Records with interface code:
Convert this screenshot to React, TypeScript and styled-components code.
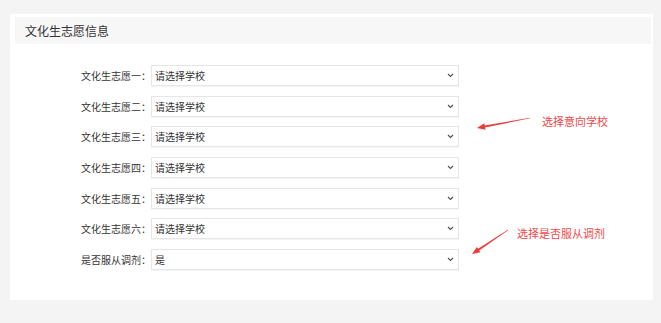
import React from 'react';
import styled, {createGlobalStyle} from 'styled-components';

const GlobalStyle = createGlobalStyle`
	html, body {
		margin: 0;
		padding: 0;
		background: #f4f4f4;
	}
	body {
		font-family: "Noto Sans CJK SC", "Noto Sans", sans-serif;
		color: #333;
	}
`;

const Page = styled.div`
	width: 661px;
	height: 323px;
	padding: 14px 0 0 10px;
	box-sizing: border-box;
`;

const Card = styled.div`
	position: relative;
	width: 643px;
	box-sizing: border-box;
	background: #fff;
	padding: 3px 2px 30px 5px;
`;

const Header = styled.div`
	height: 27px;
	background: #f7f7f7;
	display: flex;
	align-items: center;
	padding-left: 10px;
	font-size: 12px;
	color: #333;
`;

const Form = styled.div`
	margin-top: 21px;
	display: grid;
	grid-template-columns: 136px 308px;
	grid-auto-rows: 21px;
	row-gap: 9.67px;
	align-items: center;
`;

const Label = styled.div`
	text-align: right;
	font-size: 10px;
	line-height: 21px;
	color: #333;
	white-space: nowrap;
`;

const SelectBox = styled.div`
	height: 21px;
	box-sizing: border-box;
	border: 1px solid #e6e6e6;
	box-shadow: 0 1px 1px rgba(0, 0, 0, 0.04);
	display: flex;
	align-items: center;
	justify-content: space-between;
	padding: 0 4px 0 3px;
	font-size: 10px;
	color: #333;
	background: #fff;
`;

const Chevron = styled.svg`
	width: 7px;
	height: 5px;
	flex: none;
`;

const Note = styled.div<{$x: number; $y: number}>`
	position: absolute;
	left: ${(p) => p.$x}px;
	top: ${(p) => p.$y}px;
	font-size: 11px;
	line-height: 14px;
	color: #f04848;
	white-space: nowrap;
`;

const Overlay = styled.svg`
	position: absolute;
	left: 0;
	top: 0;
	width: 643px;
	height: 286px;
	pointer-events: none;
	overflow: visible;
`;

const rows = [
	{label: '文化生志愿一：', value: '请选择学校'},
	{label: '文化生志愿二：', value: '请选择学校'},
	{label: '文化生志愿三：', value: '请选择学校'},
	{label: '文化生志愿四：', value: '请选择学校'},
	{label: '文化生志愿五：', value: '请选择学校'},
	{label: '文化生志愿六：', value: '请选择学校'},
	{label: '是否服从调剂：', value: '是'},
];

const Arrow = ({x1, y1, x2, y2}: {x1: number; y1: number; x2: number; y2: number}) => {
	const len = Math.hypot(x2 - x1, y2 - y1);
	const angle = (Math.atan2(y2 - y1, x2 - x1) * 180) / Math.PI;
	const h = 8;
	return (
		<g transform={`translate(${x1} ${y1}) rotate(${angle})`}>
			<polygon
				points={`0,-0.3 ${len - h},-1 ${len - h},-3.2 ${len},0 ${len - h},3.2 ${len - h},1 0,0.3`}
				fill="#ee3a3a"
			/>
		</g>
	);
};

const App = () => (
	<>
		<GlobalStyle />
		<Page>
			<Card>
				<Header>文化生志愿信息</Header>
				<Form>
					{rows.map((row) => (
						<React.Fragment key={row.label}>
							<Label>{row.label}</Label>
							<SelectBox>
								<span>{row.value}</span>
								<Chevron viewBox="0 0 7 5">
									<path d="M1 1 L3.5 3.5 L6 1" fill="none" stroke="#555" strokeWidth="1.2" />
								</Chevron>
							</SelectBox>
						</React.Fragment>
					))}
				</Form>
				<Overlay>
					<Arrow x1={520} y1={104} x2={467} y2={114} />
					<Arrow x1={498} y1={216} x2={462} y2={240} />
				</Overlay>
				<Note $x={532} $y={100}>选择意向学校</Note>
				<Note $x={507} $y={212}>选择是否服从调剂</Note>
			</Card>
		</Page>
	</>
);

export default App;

...

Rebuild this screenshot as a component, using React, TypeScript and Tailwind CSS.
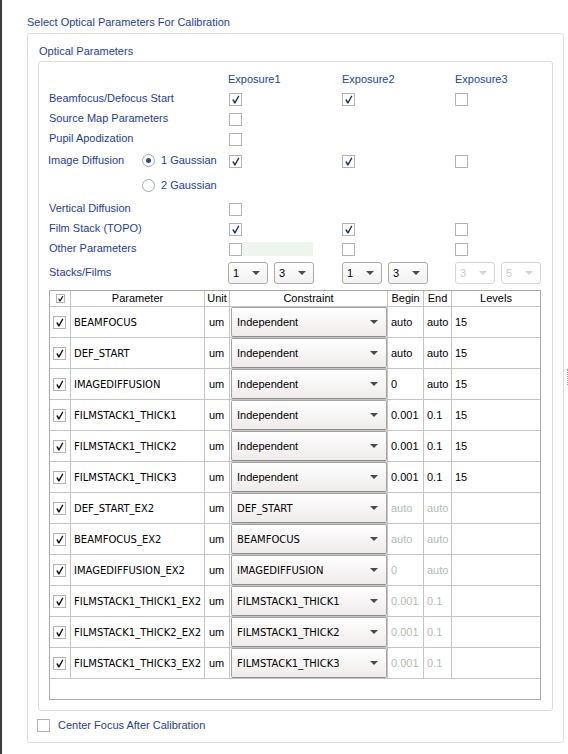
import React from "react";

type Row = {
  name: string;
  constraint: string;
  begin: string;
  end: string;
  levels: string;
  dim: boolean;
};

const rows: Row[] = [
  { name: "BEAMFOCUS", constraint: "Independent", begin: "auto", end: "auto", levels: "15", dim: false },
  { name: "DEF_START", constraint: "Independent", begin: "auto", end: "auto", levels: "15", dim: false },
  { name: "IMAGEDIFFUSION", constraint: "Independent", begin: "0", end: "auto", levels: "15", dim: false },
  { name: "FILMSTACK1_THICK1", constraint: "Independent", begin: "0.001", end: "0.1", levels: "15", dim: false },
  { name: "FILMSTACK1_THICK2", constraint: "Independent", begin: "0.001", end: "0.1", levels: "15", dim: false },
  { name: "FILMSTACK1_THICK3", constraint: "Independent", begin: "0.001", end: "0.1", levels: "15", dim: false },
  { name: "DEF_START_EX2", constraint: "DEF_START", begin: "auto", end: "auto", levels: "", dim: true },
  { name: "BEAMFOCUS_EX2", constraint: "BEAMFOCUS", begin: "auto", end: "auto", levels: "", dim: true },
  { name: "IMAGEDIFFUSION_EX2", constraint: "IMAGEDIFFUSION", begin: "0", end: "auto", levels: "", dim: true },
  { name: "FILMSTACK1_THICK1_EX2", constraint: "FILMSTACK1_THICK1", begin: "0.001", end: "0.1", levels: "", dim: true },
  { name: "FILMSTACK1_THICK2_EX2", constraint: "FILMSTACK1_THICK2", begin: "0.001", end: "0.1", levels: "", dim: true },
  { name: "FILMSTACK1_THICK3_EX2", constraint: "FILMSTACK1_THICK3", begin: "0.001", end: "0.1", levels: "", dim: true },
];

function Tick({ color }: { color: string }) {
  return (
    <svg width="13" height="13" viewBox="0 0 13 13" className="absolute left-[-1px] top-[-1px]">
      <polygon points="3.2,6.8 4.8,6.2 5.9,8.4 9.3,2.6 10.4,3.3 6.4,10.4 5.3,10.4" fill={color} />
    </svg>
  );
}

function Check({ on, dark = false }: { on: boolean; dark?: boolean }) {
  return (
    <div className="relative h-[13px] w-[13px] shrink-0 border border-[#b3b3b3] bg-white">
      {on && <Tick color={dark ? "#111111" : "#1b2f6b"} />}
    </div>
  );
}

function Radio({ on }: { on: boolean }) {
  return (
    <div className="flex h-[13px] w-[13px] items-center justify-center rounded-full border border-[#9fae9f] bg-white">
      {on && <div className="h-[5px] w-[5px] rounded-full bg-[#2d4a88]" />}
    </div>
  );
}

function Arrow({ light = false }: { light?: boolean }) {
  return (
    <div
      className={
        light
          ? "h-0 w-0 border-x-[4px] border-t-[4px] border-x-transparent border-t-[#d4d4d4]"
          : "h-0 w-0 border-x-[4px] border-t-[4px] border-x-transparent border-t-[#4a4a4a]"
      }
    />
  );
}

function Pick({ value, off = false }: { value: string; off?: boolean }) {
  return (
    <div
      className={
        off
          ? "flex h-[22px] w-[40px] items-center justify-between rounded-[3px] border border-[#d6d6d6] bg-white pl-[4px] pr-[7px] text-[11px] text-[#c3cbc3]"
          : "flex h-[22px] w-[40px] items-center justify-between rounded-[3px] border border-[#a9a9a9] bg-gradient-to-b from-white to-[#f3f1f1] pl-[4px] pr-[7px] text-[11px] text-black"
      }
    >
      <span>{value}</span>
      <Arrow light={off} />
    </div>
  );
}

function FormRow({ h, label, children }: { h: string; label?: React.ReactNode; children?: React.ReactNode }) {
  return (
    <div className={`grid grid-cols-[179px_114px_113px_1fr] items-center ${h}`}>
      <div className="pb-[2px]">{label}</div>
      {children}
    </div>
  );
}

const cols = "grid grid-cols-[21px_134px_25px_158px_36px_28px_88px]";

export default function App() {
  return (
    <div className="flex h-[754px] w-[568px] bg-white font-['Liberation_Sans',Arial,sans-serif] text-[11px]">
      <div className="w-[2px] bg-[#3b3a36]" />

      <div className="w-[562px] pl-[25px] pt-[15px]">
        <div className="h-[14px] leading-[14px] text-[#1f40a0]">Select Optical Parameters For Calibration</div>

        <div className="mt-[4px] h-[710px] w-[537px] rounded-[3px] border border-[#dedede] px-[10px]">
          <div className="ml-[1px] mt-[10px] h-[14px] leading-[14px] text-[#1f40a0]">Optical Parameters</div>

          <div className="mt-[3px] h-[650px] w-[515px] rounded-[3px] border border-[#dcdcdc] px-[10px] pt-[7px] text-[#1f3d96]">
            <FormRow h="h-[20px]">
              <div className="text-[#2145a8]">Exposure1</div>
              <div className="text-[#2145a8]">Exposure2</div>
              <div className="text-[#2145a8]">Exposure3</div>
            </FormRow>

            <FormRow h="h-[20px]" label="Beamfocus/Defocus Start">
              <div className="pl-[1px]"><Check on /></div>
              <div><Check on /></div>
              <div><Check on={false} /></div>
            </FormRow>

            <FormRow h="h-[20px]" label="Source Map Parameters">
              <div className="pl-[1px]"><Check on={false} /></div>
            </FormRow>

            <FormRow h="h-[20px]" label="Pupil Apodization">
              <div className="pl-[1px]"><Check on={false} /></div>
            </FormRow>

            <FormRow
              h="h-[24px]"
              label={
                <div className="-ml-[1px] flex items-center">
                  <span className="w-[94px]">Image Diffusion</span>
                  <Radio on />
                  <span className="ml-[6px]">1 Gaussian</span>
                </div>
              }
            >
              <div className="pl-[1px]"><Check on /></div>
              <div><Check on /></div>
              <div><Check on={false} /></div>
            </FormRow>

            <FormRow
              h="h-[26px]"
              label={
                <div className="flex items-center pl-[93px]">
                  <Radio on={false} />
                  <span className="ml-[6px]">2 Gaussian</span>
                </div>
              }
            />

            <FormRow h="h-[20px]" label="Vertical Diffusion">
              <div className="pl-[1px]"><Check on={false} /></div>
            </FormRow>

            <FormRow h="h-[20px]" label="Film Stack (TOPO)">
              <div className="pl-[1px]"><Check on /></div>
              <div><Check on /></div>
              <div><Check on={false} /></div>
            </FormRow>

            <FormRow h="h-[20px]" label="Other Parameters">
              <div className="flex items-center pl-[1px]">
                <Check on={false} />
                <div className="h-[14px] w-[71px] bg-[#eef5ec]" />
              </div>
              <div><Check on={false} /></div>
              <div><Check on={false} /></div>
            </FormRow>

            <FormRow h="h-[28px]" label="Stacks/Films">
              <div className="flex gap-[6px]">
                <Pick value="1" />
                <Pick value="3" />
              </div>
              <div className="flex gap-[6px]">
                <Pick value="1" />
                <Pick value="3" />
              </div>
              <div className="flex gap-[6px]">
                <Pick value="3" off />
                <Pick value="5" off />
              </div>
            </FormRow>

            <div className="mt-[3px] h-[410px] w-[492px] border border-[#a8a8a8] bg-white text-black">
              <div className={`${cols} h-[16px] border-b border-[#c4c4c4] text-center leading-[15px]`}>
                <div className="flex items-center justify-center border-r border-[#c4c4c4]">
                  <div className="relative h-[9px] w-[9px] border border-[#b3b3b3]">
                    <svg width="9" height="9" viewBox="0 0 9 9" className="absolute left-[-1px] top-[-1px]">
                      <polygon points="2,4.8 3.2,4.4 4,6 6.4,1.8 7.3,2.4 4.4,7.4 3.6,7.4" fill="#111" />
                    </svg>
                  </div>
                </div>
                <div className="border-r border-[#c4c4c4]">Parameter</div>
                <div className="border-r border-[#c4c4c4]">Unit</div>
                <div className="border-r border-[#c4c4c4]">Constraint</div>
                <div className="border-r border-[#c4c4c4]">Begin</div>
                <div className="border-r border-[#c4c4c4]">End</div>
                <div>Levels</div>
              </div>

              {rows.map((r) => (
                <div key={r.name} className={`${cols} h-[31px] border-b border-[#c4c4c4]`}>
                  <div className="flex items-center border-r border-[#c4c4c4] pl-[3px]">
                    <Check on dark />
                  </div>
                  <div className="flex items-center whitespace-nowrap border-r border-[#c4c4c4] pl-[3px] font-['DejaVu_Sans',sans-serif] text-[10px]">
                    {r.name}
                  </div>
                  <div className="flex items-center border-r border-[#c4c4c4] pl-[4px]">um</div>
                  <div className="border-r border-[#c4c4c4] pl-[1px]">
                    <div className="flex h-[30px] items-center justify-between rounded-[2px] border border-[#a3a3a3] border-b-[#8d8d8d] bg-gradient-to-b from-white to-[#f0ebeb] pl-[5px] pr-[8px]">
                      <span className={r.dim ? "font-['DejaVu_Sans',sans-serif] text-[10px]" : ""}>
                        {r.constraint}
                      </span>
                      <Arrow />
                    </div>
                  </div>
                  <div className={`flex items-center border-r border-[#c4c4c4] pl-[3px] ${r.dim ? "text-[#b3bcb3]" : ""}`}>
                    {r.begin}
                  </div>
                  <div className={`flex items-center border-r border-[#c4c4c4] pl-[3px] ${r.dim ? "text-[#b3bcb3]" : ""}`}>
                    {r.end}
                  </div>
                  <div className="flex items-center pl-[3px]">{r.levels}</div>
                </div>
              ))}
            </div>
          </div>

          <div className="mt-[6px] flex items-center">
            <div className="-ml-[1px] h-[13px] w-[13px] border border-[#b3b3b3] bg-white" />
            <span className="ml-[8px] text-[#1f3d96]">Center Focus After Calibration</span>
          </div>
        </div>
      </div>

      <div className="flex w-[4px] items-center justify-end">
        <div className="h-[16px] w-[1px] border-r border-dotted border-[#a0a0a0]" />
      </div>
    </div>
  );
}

> SHORT TASK
Copy out each line of the records where the string "TypeScript" appears.

> FINAL RESULT
Convert this screenshot to React, TypeScript and styled-components code.
Rebuild this screenshot as a component, using React, TypeScript and Tailwind CSS.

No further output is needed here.